Friday, November 23, 2007

Impatience

I think if I were to be a flower, I’d be an impatiens. I’m not sure I know what an impatiens looks like, but I do like the name, since it reminds me of one of my most outstanding characteristics: impatience.

I’m sure it all stems from the fact of my awareness of the passage of time, and that every instant spent other than in doing what I want to do is time which will never come again, and brings me one instant closer to the moment when my mind, trapped as it is in a mortal body, will cease to function and all that will remain of me is what I have managed to put down on paper.

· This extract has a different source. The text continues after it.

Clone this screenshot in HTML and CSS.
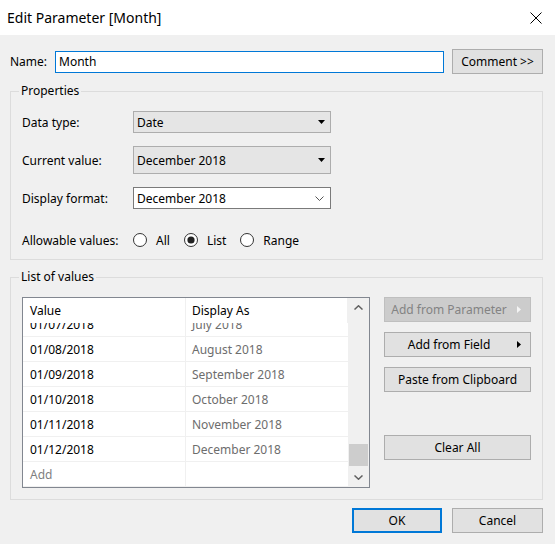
FILE: index.html
```html
<!DOCTYPE html>
<html>
<head>
<meta charset="utf-8">
<link rel="stylesheet" href="styles.css">
</head>
<body>
<div class="titlebar">
  <span class="title">Edit Parameter [Month]</span>
  <svg class="close" width="12" height="12" viewBox="0 0 12 12"><path d="M0.5 0.5 L11.5 11.5 M11.5 0.5 L0.5 11.5" stroke="#000" stroke-width="1" fill="none"/></svg>
</div>
<div class="content">
  <div class="name-row">
    <span class="name-label">Name:</span>
    <div class="name-input">Month</div>
    <div class="btn comment-btn">Comment &gt;&gt;</div>
  </div>

  <fieldset class="group props">
    <legend>Properties</legend>
    <div class="props-grid">
      <span class="plabel">Data type:</span>
      <div class="select sel-type"><span>Date</span><svg width="7" height="4" viewBox="0 0 7 4"><polygon points="0,0 7,0 3.5,4" fill="#000"/></svg></div>
      <span class="plabel">Current value:</span>
      <div class="select sel-cur"><span>December 2018</span><svg width="7" height="4" viewBox="0 0 7 4"><polygon points="0,0 7,0 3.5,4" fill="#000"/></svg></div>
      <span class="plabel">Display format:</span>
      <div class="select sel-fmt"><span>December 2018</span><svg width="9" height="5" viewBox="0 0 9 5"><path d="M0.5 0.5 L4.5 4.5 L8.5 0.5" stroke="#555" stroke-width="1" fill="none"/></svg></div>
      <span class="plabel allow-label">Allowable values:</span>
      <div class="radios">
        <span class="radio"><svg width="14" height="14" viewBox="0 0 14 14"><circle cx="7" cy="7" r="6.5" fill="#fff" stroke="#333"/></svg>All</span>
        <span class="radio"><svg width="14" height="14" viewBox="0 0 14 14"><circle cx="7" cy="7" r="6.5" fill="#fff" stroke="#333"/><circle cx="7" cy="7" r="3.6" fill="#222"/></svg>List</span>
        <span class="radio"><svg width="14" height="14" viewBox="0 0 14 14"><circle cx="7" cy="7" r="6.5" fill="#fff" stroke="#333"/></svg>Range</span>
      </div>
    </div>
  </fieldset>

  <fieldset class="group lov">
    <legend>List of values</legend>
    <div class="lov-inner">
      <div class="grid">
        <div class="gmain">
          <div class="ghead">
            <div class="c1">Value</div>
            <div class="c2">Display As</div>
          </div>
          <div class="gbody">
            <div class="rows">
              <div class="row"><div class="c1">01/07/2018</div><div class="c2">July 2018</div></div>
              <div class="row"><div class="c1">01/08/2018</div><div class="c2">August 2018</div></div>
              <div class="row"><div class="c1">01/09/2018</div><div class="c2">September 2018</div></div>
              <div class="row"><div class="c1">01/10/2018</div><div class="c2">October 2018</div></div>
              <div class="row"><div class="c1">01/11/2018</div><div class="c2">November 2018</div></div>
              <div class="row"><div class="c1">01/12/2018</div><div class="c2">December 2018</div></div>
              <div class="row add-row"><div class="c1">Add</div><div class="c2"></div></div>
            </div>
          </div>
        </div>
        <div class="vsb">
          <div class="sb-up"><svg width="9" height="5" viewBox="0 0 9 5"><path d="M0.5 4.5 L4.5 0.8 L8.5 4.5" stroke="#606060" stroke-width="1.5" fill="none"/></svg></div>
          <div class="sb-track"><div class="sb-thumb"></div></div>
          <div class="sb-down"><svg width="9" height="5" viewBox="0 0 9 5"><path d="M0.5 0.5 L4.5 4.2 L8.5 0.5" stroke="#606060" stroke-width="1.5" fill="none"/></svg></div>
        </div>
      </div>
      <div class="side-btns">
        <div class="btn side disabled"><span>Add from Parameter</span><svg class="arr" width="4" height="7" viewBox="0 0 4 7"><polygon points="0,0 4,3.5 0,7" fill="#f4f4f4"/></svg></div>
        <div class="btn side"><span>Add from Field</span><svg class="arr" width="4" height="7" viewBox="0 0 4 7"><polygon points="0,0 4,3.5 0,7" fill="#000"/></svg></div>
        <div class="btn side plain">Paste from Clipboard</div>
        <div class="btn side plain clear">Clear All</div>
      </div>
    </div>
  </fieldset>

  <div class="footer">
    <div class="btn ok">OK</div>
    <div class="btn cancel">Cancel</div>
  </div>
</div>
</body>
</html>
```
FILE: styles.css
```css
* { box-sizing: border-box; }

html, body {
  margin: 0;
  padding: 0;
}

body {
  width: 555px;
  height: 544px;
  overflow: hidden;
  background: #f0f0f0;
  font-family: "Noto Sans", "Liberation Sans", sans-serif;
  font-size: 12px;
  color: #000;
}

.titlebar {
  height: 35px;
  background: #fff;
  display: flex;
  align-items: center;
  justify-content: space-between;
  padding: 0 13px 0 7px;
}

.title {
  font-size: 14px;
  line-height: 20px;
}

.close {
  display: block;
}

.content {
  padding: 14px 12px 0 10px;
}

.name-row {
  display: flex;
  align-items: center;
  height: 25px;
}

.name-label {
  width: 45px;
}

.name-input {
  width: 389px;
  height: 22px;
  border: 1px solid #0078d7;
  background: #fff;
  padding: 0 3px;
  display: flex;
  align-items: center;
}

.btn {
  background: #e1e1e1;
  border: 1px solid #adadad;
  display: flex;
  align-items: center;
  justify-content: center;
  height: 25px;
}

.comment-btn {
  width: 91px;
  margin-left: 8px;
}

.group {
  margin: 9px 0 0;
  border: 1px solid #dcdcdc;
  min-width: 0;
}

.group legend {
  padding: 0 2px;
  margin-left: -3px;
  line-height: 16px;
}

.props {
  padding: 12px 0 8px 11px;
}

.props-grid {
  display: grid;
  grid-template-columns: 111px 198px;
  row-gap: 13px;
  align-items: center;
}

.select {
  display: flex;
  align-items: center;
  justify-content: space-between;
  border: 1px solid #adadad;
  background: #e5e5e5;
  padding: 0 5px 0 3px;
  height: 22px;
}

.sel-cur {
  height: 28px;
}

.sel-fmt {
  background: #fff;
  border-color: #7a7a7a;
  padding-right: 6px;
}

.select svg, .radio svg, .arr {
  display: block;
  flex: none;
}

.allow-label {
  margin-top: 7px;
}

.radios {
  margin-top: 7px;
  display: flex;
  align-items: center;
  gap: 14px;
  height: 22px;
}

.radio {
  display: flex;
  align-items: center;
  gap: 9px;
}

.lov {
  padding: 12px 0 11px 11px;
}

.lov-inner {
  display: flex;
  gap: 14px;
}

.grid {
  width: 348px;
  height: 191px;
  border: 1px solid #828790;
  background: #fff;
  display: flex;
}

.gmain {
  width: 325px;
  display: flex;
  flex-direction: column;
}

.ghead {
  height: 25px;
  display: flex;
  flex: none;
}

.ghead .c1, .row .c1 {
  width: 163px;
  border-right: 1px solid #f0f0f0;
}

.ghead .c2 {
  width: 162px;
  border-right: 1px solid #f0f0f0;
}

.c1, .c2 {
  display: flex;
  align-items: center;
  padding-left: 7px;
  white-space: nowrap;
  overflow: hidden;
}

.row .c2 {
  flex: 1;
  color: #6d6d6d;
  padding-left: 6px;
}

.ghead .c2 {
  padding-left: 6px;
}

.gbody {
  flex: 1;
  overflow: hidden;
}

.rows {
  margin-top: -11px;
}

.row {
  height: 25px;
  display: flex;
  border-bottom: 1px solid #f0f0f0;
}

.add-row .c1 {
  color: #7f7f7f;
}

.vsb {
  width: 21px;
  background: #f0f0f0;
  display: flex;
  flex-direction: column;
}

.sb-up, .sb-down {
  display: flex;
  align-items: center;
  justify-content: center;
  flex: none;
}

.sb-up { height: 18px; }
.sb-down { height: 20px; }

.sb-track {
  flex: 1;
  display: flex;
  flex-direction: column;
  justify-content: flex-end;
}

.sb-thumb {
  height: 22px;
  margin: 0 1px 1px;
  background: #cdcdcd;
}

.side-btns {
  width: 147px;
  display: flex;
  flex-direction: column;
  gap: 10px;
}

.side {
  position: relative;
  padding-right: 17px;
}

.side span {
  flex: 1;
  text-align: center;
}

.side.plain {
  padding-right: 0;
}

.side .arr {
  position: absolute;
  right: 9px;
  top: 8px;
}

.disabled {
  background: #cccccc;
  border-color: #bfbfbf;
  color: #838383;
}

.clear {
  margin-top: 33px;
}

.footer {
  display: flex;
  justify-content: flex-end;
  gap: 10px;
  margin-top: 8px;
}

.ok, .cancel {
  width: 90px;
}

.ok {
  border: 2px solid #0078d7;
}

.cancel {
  width: 91px;
}
```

I know that there is much to be said for the joys of quiet contemplation, but I’m largely incapable of it. I’ve mentioned before that I simply cannot do nothing. I cannot sit on a park bench on a sunny day and just enjoy the act of sitting and observing. Even when looking up at a blue sky filled with puffy clouds, I can’t be content with just observing: my mind insists on finding faces and sailing ships and tanks and fish in them.

I have never in my life begun a project involving physical labor which, ten minutes into it, I wish to heaven I had never started, and I too often, as a result, end up with a slipshod result simply because I was too impatient to take all the time to do it the way it should have been done.

When I go to bed at night, I look forward to dreaming, even if I can’t specifically recall them the next morning, and should a night pass without my awareness of there having been dreams I feel cheated. I’ve been told, and firmly believe, that death is very much like a deep and dreamless sleep. Well, I’ll be dead soon enough (as will we all), so I’d just as soon not have previews of what’s to come until I’m actually dead.have some dreams

I am terrible at waiting. If I have an appointment scheduled, I want it to be scheduled for no later than the time it takes me to get from here to there. Sitting in a waiting room without a book or magazines is torture. Telephone calls which involve my being put on interminable hold by mega-corporations who lie through their teeth when they soothingly reassure me, every 30 seconds, that my call is very important to them send me into apoplectic fury.

My impatience has gotten me into more trouble, over the years, than I can possibly remember, let alone recount. I constantly say and do thing that, on reflection, I wish I had not done or said, but I simply do not/cannot have the patience to think things out before I react. I tend to be one gigantic knee-jerk reaction.

Often, of course, time does not allow for patience. How often have we, ten minutes after the fact, come up with a really brilliant retort to something someone said, which left us at the time merely muttering something inane or stewing in silence?

I’ve been told endlessly that I should practice patience, but I just don’t have the time.

This blog entry is a case in point. I know there are several other really salient points I could bring up to demonstrate my impatience, but I’ve got a ton of other things I should be doing, so I think I’ll get to them. We’ll talk about patience again when I have more time.